Tout est précis, millimétré. Et saisissant ? On peut s’interroger. Malgré son grand sérieux et une ambition majeure, The Honourable Woman manque souvent d’air. Cela tient à la vision de son créateur, dont le désir de contrôle palpite à chaque scène, à chaque plan, sans toujours parvenir à le communiquer de manière intéressante. Dans ses pires moments, la série use et abuse de tics ultrastylisés (longues séquences sans dialogues à la musique appuyée, angles de caméra sursignifiants), confondant l’art de la direction artistique avec la mise en scène des tourments de ses personnages. Blick est certes un “metteur en images” réellement talentueux, mais quand il s’agit de filmer des scènes difficiles, deux viols notamment, le système atteint alors ses limites et une forme de putasserie crève l’écran.

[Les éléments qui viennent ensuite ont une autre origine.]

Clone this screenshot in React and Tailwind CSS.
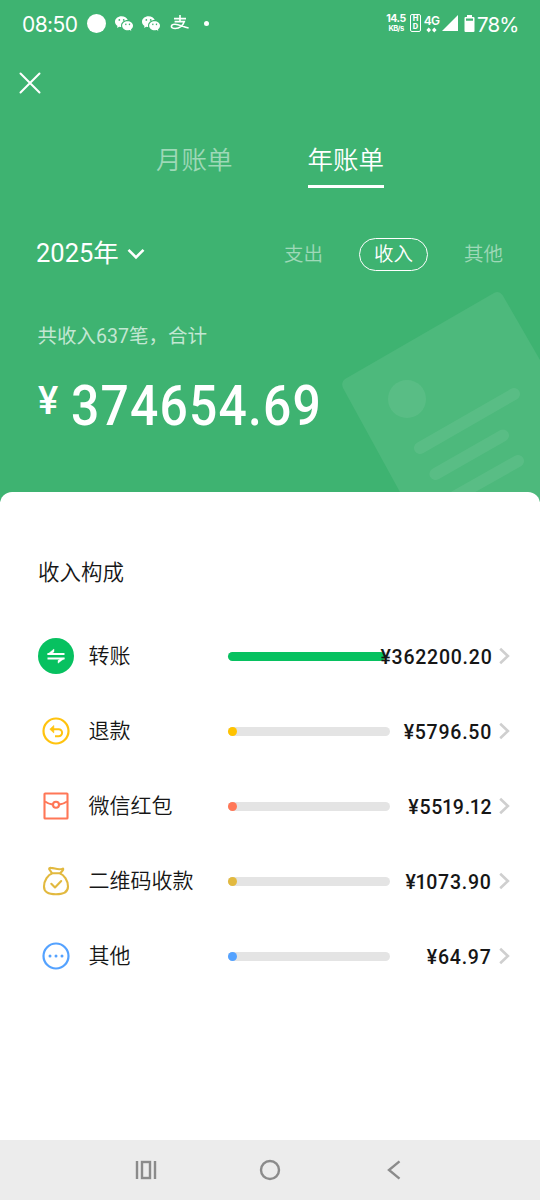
import React from "react";
import { BsWechat } from "react-icons/bs";

const CJK = "font-['Noto_Sans_CJK_SC',sans-serif] font-[350]";
const MIX = "font-['Roboto','Noto_Sans_CJK_SC',sans-serif]";

function AlipayGlyph() {
  return (
    <svg width="20" height="18" viewBox="0 0 20 18" fill="none" stroke="white" strokeWidth="1.6" className="ml-[10px]">
      <path d="M4 4.600h12M10 1v6.600M4.600 7.600h9.700C12.800 12 9 14.500 5.200 14.500C2.700 14.500 1.400 13.500 1.400 12.400C1.400 11.200 2.800 10.300 5 10.300C9 10.300 12.500 12.600 18.600 14" />
    </svg>
  );
}

function StatusBar() {
  return (
    <div className="flex h-[46px] items-center text-white font-['Inter',sans-serif]">
      <span className="ml-[22px] w-[56px] whitespace-nowrap text-[21px] leading-[26px] tracking-[-0.6px] mt-[3px]">08:50</span>
      <span className="ml-[9px] size-[19px] rounded-full bg-white" />
      <BsWechat className="ml-[9px] size-[18px]" />
      <BsWechat className="ml-[9px] size-[18px]" />
      <AlipayGlyph />
      <span className="ml-[14px] size-[5px] rounded-full bg-white" />
      <div className="ml-auto flex items-center">
        <div className="flex w-[20px] flex-col items-center font-bold whitespace-nowrap">
          <span className="text-[10.500px] leading-[11px] tracking-[-0.5px]">14.5</span>
          <span className="text-[7.500px] leading-[9px] tracking-[-0.6px]">KB/s</span>
        </div>
        <div className="ml-[4px] flex h-[18px] w-[11px] flex-col items-center justify-center rounded-[2px] border-[1.5px] border-white text-[7.500px] leading-[8px] font-extrabold">
          <span>H</span>
          <span>D</span>
        </div>
        <div className="ml-[3px] flex w-[15px] flex-col items-center pt-[1px]">
          <span className="text-[12px] font-semibold leading-[12px] tracking-[-0.7px]">4G</span>
          <svg width="11" height="6" viewBox="0 0 11 6" fill="white">
            <path d="M2.700.4L5 2.900L2.700 5.400L.4 2.900ZM8.300.4l2.300 2.500l-2.300 2.500L6 2.900Z" />
          </svg>
        </div>
        <svg width="16" height="16" viewBox="0 0 16 16" fill="white" className="ml-[3px]">
          <path d="M16 0v16H0Z" />
        </svg>
        <svg width="11" height="18" viewBox="0 0 11 18" className="ml-[6px] mt-[1px]">
          <path fill="white" fillRule="evenodd" d="M3 0h5v2h1.500a1 1 0 0 1 1 1v13a1 1 0 0 1-1 1h-8a1 1 0 0 1-1-1V3a1 1 0 0 1 1-1H3ZM2 3.600v2.200h7V3.600Z" />
        </svg>
        <span className="ml-[2px] mr-[22px] w-[41px] whitespace-nowrap text-[20.500px] leading-[26px] tracking-[-0.9px] mt-[3px]">78%</span>
      </div>
    </div>
  );
}

function ReceiptArt() {
  return (
    <svg className="absolute right-0 bottom-0" width="220" height="222" viewBox="320 280 220 222">
      <path
        fill="white"
        fillOpacity=".08"
        d="M345 379L494 293Q499 290 502.500 295L600 464L470 620L343 388Q340.500 382 345 379Z"
      />
      <g stroke="white" strokeOpacity=".07" strokeWidth="12" strokeLinecap="round">
        <circle cx="407" cy="399" r="19" fill="white" fillOpacity=".07" stroke="none" />
        <path d="M420 448L514 394" />
        <path d="M435.500 474L503 435.500" />
        <path d="M440 505L518 461" />
      </g>
    </svg>
  );
}

function TransferIcon() {
  return (
    <svg width="36" height="36" viewBox="0 0 36 36">
      <circle cx="18" cy="18" r="18" fill="#07c160" />
      <path d="M9.500 16H26.500M9.500 20.500H26.500" stroke="white" strokeWidth="1.900" fill="none" />
      <path d="M9.500 16.200L16 11V13.800L13.300 16ZM26.500 20.300L20 25.200V22.500L22.700 20.500Z" fill="white" stroke="white" strokeWidth=".4" />
    </svg>
  );
}

function RefundIcon() {
  return (
    <svg width="36" height="36" viewBox="0 0 36 36" fill="none" stroke="#ffc30f" strokeWidth="2.200">
      <circle cx="18" cy="18" r="12.500" />
      <path d="M14 16.200h6.600a3.500 3.500 0 0 1 0 7H17" strokeWidth="2" />
      <path d="M11.800 16.200l4-3.700v7.400Z" fill="#ffc30f" strokeWidth=".6" />
    </svg>
  );
}

function RedPacketIcon() {
  return (
    <svg width="36" height="36" viewBox="0 0 36 36" fill="none" stroke="#ff7757" strokeWidth="2.100">
      <rect x="6.500" y="5.500" width="23" height="25" rx=".6" />
      <path d="M7 13.500Q10.500 16 15 16.600M21 16.600Q25.500 16 29 13.500" />
      <circle cx="18" cy="16.700" r="3" />
    </svg>
  );
}

function MoneyBagIcon() {
  return (
    <svg width="36" height="36" viewBox="0 0 36 36" fill="none" stroke="#e2b93f" strokeWidth="2.100" strokeLinecap="round" strokeLinejoin="round">
      <path d="M13.600 9.700L11.200 6.200Q11 4.700 13 4.900C17 5.200 20.500 7.400 24.800 5.600Q25.500 5.600 25 7L22.500 10" />
      <path d="M14.500 10.200H21.500C26 11.500 30 17.500 30 23.500C30 29 26 31.300 18 31.300S6 29 6 23.500C6 17.500 10 11.500 14.500 10.200Z" />
      <path d="M13.300 20.800L17 24.500L23.200 18" />
    </svg>
  );
}

function MoreIcon() {
  return (
    <svg width="36" height="36" viewBox="0 0 36 36" fill="#54a2ff">
      <circle cx="18" cy="18" r="12.500" fill="none" stroke="#54a2ff" strokeWidth="2.200" />
      <circle cx="12" cy="18" r="1.500" />
      <circle cx="18" cy="18" r="1.500" />
      <circle cx="24" cy="18" r="1.500" />
    </svg>
  );
}

const ROWS = [
  { name: "转账", amount: "¥362200.20", Icon: TransferIcon, color: "#07c160", width: 157 },
  { name: "退款", amount: "¥5796.50", Icon: RefundIcon, color: "#ffc300", width: 9 },
  { name: "微信红包", amount: "¥5519.12", Icon: RedPacketIcon, color: "#ff7757", width: 9 },
  { name: "二维码收款", amount: "¥1073.90", Icon: MoneyBagIcon, color: "#e2b93f", width: 9 },
  { name: "其他", amount: "¥64.97", Icon: MoreIcon, color: "#54a2ff", width: 9 },
];

/* The digit 1 is set tighter than the other figures. */
function Amount({ value }) {
  return (
    <span className="origin-right scale-x-[.93] whitespace-nowrap">
      {value.split(/(1)/).map((part, i) =>
        part === "1" ? <span key={i} className="-mx-[1.200px]">1</span> : part
      )}
    </span>
  );
}

function Row({ name, amount, Icon, color, width }) {
  return (
    <div className="flex h-[75px] items-center pl-[37.500px]">
      <div className="-mt-[2px]">
        <Icon />
      </div>
      <span className={`ml-[15px] w-[139.500px] whitespace-nowrap text-[21px] leading-[30px] text-[#161616] -mt-[5px] ${CJK}`}>{name}</span>
      <div className="-mt-px h-[9px] w-[162px] shrink-0 rounded-full bg-[#e4e4e4]">
        <div className="h-full rounded-full" style={{ width, backgroundColor: color }} />
      </div>
      <div className="relative flex w-[102px] shrink-0 justify-end font-['Roboto',sans-serif] text-[21px] leading-[30px] font-medium tracking-[0.800px] text-[#161616]">
        <Amount value={amount} />
      </div>
      <svg width="12" height="18" viewBox="0 0 12 18" fill="none" stroke="#cfcfcf" strokeWidth="2.600" className="ml-[7px] -mt-[2px]">
        <path d="M1.200 1.700L8.900 9L1.200 16.300" />
      </svg>
    </div>
  );
}

export default function App() {
  return (
    <div className="flex h-[1200px] w-[540px] flex-col overflow-hidden bg-white">
      <header className="relative h-[502px] shrink-0 bg-[#3eb371] text-white">
        <ReceiptArt />
        <StatusBar />
        <div className="flex h-[74px] items-center pl-[19px]">
          <svg width="22" height="22" viewBox="0 0 22 22" fill="none" stroke="white" strokeWidth="2" strokeLinecap="round">
            <path d="M1.500 1.500L20.500 20.500M20.500 1.500L1.500 20.500" />
          </svg>
        </div>
        <nav className={`flex gap-[75px] pt-[19px] pl-[156px] text-[25.500px] leading-[38px] ${CJK}`}>
          <span className="text-white/50">月账单</span>
          <span className="h-[49px] border-b-[3px] border-white">年账单</span>
        </nav>
        <div className={`mt-[49px] flex h-[34px] items-center pl-[36px] ${MIX}`}>
          <span className="-mt-[2px] text-[25.500px] leading-[34px]">2025年</span>
          <svg width="18" height="12" viewBox="0 0 18 12" fill="none" stroke="white" strokeWidth="2.600" className="ml-[8px]">
            <path d="M1.500 1.800L9 9.300L16.500 1.800" />
          </svg>
          <div className={`mr-[37px] ml-auto flex items-center text-[19.500px] leading-[30px] ${CJK}`}>
            <span className="-mt-[2px] text-white/50">支出</span>
            <span className="mx-[36px] flex h-[33px] w-[69px] items-center justify-center rounded-full border-[1.500px] border-white pb-[2px]">收入</span>
            <span className="-mt-[2px] text-white/50">其他</span>
          </div>
        </div>
        <p className={`mt-[51px] pl-[37.500px] text-[19.500px] leading-[30px] text-white/70 ${MIX}`}>共收入637笔，合计</p>
        <div className="mt-[19px] flex items-start pl-[38px] font-['Roboto',sans-serif] font-medium">
          <span className="w-[33px] text-[38px] leading-[60px]">¥</span>
          <span className="origin-left scale-x-[.89] text-[56px] leading-[70px] tracking-[1.300px]">374654.69</span>
        </div>
      </header>
      <main className="relative -mt-[10px] h-[648px] shrink-0 rounded-t-[12px] bg-white pt-[62px]">
        <h2 className={`pl-[38px] text-[21.500px] leading-[34px] text-[#161616] ${CJK}`}>收入构成</h2>
        <div className="mt-[31px]">
          {ROWS.map((row) => (
            <Row key={row.name} {...row} />
          ))}
        </div>
      </main>
      <footer className="h-[60px] shrink-0 bg-[#ececec] pr-[137px] pl-[135px]">
        <div className="flex h-[60px] items-center justify-between">
          <svg width="22" height="20" viewBox="0 0 22 20" fill="none" stroke="#8b8b8b" strokeWidth="2.400">
            <path d="M2 1v18M20 1v18" />
            <rect x="7" y="2" width="8" height="16" />
          </svg>
          <svg width="22" height="22" viewBox="0 0 22 22" fill="none" stroke="#8b8b8b" strokeWidth="2.400" className="-ml-[2px]">
            <circle cx="11" cy="11" r="9" />
          </svg>
          <svg width="18" height="20" viewBox="0 0 18 20" fill="none" stroke="#8b8b8b" strokeWidth="2.400">
            <path d="M14.500 1.300L4 10L14.500 18.700" />
          </svg>
        </div>
      </footer>
    </div>
  );
}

Une sainte constamment aux portes de la souillure
Tout n’est pas à jeter, pourtant. Loin de là. A commencer par l’extraordinaire prestation de notre chouchou Maggie Gyllenhaal (qui doit aussi beaucoup à l’écriture) en femme à la fois compétente, puissante et blessée. Dans des tenues chic, son personnage tente de sauver ce qui reste d’un esprit de paix et d’idéal entre Israël et Palestine, tout en subissant de plein fouet les erreurs des autres et les siennes. Une sainte constamment aux portes de la souillure, telle est Nessa Stein, à laquelle Maggie Gyllenhaal apporte son intensité jamais embarrassante. Un exploit. Alors que celle qu’elle incarne se trouve jour et nuit en représentation – discours, réunions, négociations, mensonges –, l’actrice parvient à lui créer une vie intérieure en ayant simplement l’air de penser à autre chose. Comment ne pas l’aimer ? Cette performance a valu à la sœur de Jake un Golden Globe en janvier. Elle restera comme l’une des plus fortes de l’histoire contemporaine des séries.